We extend the microscopic Fermi-liquid theory for the Anderson impurity to explore non-equilibrium transport at finite magnetic fields. Using the Ward identities with the analytic and anti-symmetric properties of the vertex function, the Fermi-liquid corrections of order T² and (eV)² are determined at low temperatures T and low bias voltages eV [1]. The results can be compared with those obtained recently in the Nozières phenomenological description [2]. Away from half-filling, these corrections can be expressed in terms of the linear and non-linear static susceptibilities which represent the two-body flucutuations (2BF) and three-body fluctuations (3BF), respectively. We calculate these coefficients for the conductance through a quantum dot using the numerical renormalization group.
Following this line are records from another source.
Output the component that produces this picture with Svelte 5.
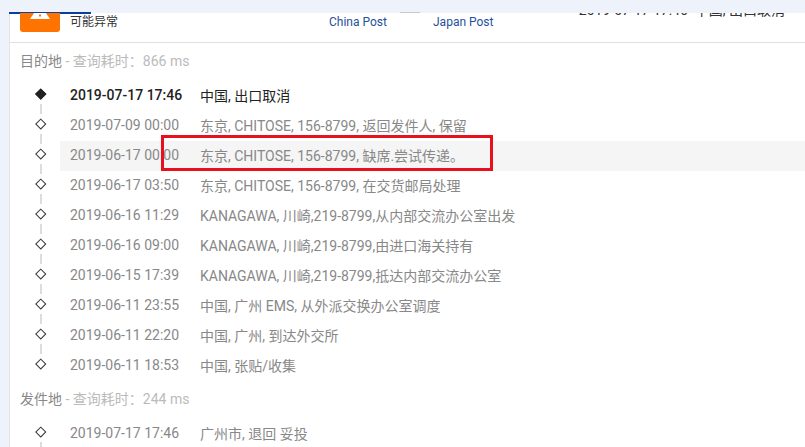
<script>
  const dest = [
    ['2019-07-09 00:00', '东京, CHITOSE, 156-8799, 返回发件人, 保留'],
    ['2019-06-17 00:00', '东京, CHITOSE, 156-8799, 缺席.尝试传递。', true],
    ['2019-06-17 03:50', '东京, CHITOSE, 156-8799, 在交货邮局处理'],
    ['2019-06-16 11:29', 'KANAGAWA, 川崎,219-8799,从内部交流办公室出发'],
    ['2019-06-16 09:00', 'KANAGAWA, 川崎,219-8799,由进口海关持有'],
    ['2019-06-15 17:39', 'KANAGAWA, 川崎,219-8799,抵达内部交流办公室'],
    ['2019-06-11 23:55', '中国, 广州 EMS, 从外派交换办公室调度'],
    ['2019-06-11 22:20', '中国, 广州, 到达外交所'],
    ['2019-06-11 18:53', '中国, 张贴/收集']
  ];
</script>

<div class="page">
  <div class="band"></div>
  <div class="accent"></div>
  <main class="card">
    <header class="head">
      <div class="status">
        <div class="badge"><svg width="40" height="8" viewBox="0 0 40 8"><path d="M14 0 H26 L30 6 H10 Z" fill="#fff"/><rect x="19" y="1.5" width="2" height="2" fill="#ff7300"/></svg></div>
        <span class="status-text">可能异常</span>
      </div>
      <div class="carrier china">China Post</div>
      <div class="carrier japan">Japan Post</div>
      <div class="latest">2019-07-17 17:46&nbsp; 中国, 出口取消</div>
    </header>

    <h3 class="title">目的地<span>&nbsp;- 查询耗时：866 ms</span></h3>
    <ul class="list">
      <li class="row first strong"><i class="dot solid"></i><time>2019-07-17 17:46</time><p>中国, 出口取消</p></li>
      {#each dest as [t, d, hl]}
        <li class="row" class:hl><i class="dot"></i><time>{t}</time><p>{d}</p></li>
      {/each}
    </ul>

    <h3 class="title">发件地<span>&nbsp;- 查询耗时：244 ms</span></h3>
    <ul class="list">
      <li class="row first"><i class="dot"></i><time>2019-07-17 17:46</time><p>广州市, 退回 妥投</p></li>
      <li class="row"></li>
    </ul>
  </main>
  <div class="mark"></div>
  <div class="tick"></div>
</div>

<style>
  :global(body) { margin: 0; background: #fff; }
  .page {
    position: relative;
    width: 805px;
    height: 447px;
    overflow: hidden;
    background: #eef2fb;
    font-family: Roboto, "Noto Sans CJK SC", sans-serif;
    font-size: 14px;
    color: #888;
  }
  .band { height: 13px; }
  .accent { position: absolute; left: 9px; top: 12px; width: 82px; height: 2px; background: #0b3f9e; }
  .tick { position: absolute; left: 400px; top: 12px; width: 20px; height: 1px; background: #c8c8c8; }
  .card {
    margin-left: 9px;
    height: 434px;
    background: #fff;
    border-left: 1px solid #e3e3e3;
    overflow: hidden;
  }
  .head {
    position: relative;
    height: 29px;
    border-bottom: 1px solid #e0e0e0;
  }
  .status { display: flex; align-items: flex-start; padding-left: 10px; }
  .badge {
    width: 40px;
    height: 19px;
    background: #ff7300;
    border-radius: 0 0 3px 3px;
    display: flex;
  }
  .badge svg { display: block; }
  .status-text { margin-left: 10px; margin-top: 1px; font-size: 12px; line-height: 16px; color: #333; }
  .carrier { position: absolute; top: 1px; font-size: 12px; line-height: 16px; color: #1f4f9e; }
  .china { left: 319px; }
  .japan { left: 423px; }
  .latest { position: absolute; right: 20px; top: -12px; font-size: 14px; line-height: 18px; color: #333; white-space: nowrap; }
  .title {
    box-sizing: border-box;
    height: 38px;
    margin: 0;
    padding: 9px 0 0 10px;
    font-size: 14px;
    font-weight: 400;
    line-height: 18px;
    color: #888;
  }
  .title span { color: #bbb; }
  .list { list-style: none; margin: 0; padding: 0; }
  .row {
    position: relative;
    box-sizing: border-box;
    display: flex;
    align-items: center;
    height: 30px;
    margin-left: 50px;
    padding: 0 0 2px 10px;
  }
  .row::before {
    content: '';
    position: absolute;
    left: -20px;
    top: -7px;
    width: 2px;
    height: 10px;
    background: #dcdcdc;
  }
  .row.first::before { display: none; }
  .strong { color: #222; font-weight: 500; }
  .strong p { font-weight: 400; }
  .hl { background: #f5f5f5; }
  .dot {
    position: absolute;
    left: -23px;
    top: 8.75px;
    width: 5.5px;
    height: 5.5px;
    border: 1.5px solid #333;
    background: #fff;
    transform: rotate(45deg);
  }
  .dot.solid { background: #222; border-color: #222; }
  time { width: 130px; flex: none; }
  p { margin: 0; white-space: nowrap; }
  .mark {
    position: absolute;
    left: 161px;
    top: 135px;
    width: 326px;
    height: 30px;
    border: 3px solid #e8101c;
  }
</style>
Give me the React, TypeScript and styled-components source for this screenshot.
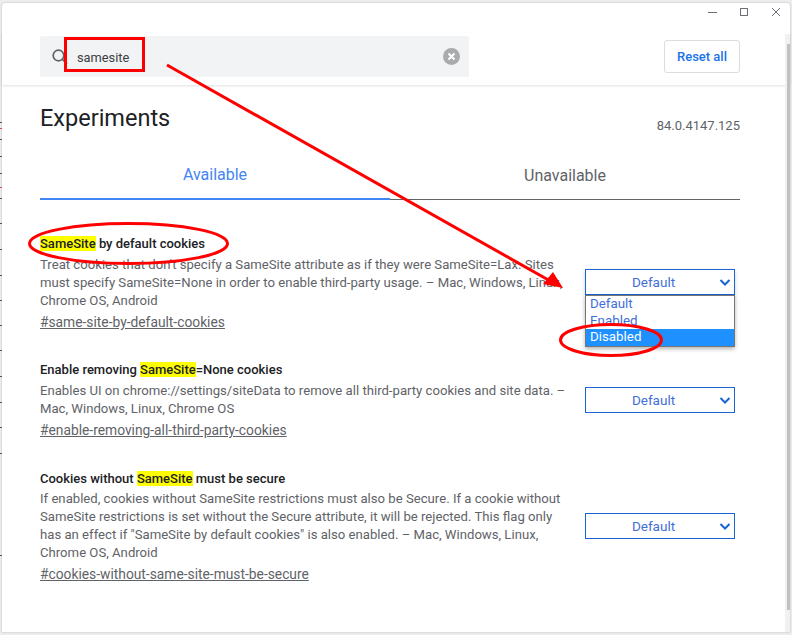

At zero magnetic field, the 2BF dominate the corrections in the Kondo regime. The 3BF become significant far away from half-filling, especially in the valence-fluctuation regime and empty-orbital regimes. In contrast, at finite magnetic fields, the contributions of the 3BF become comparable to those of the 2BF.

[1] A. Oguri and A. C. Hewson, arXiv:1709.06385; arXiv:1710.02948; arXiv:1710.04575.
[2] M. Filippone, C. Moca, J. von Delft, and C. Mora, Phys. Rev. B 95, 165404 (2017).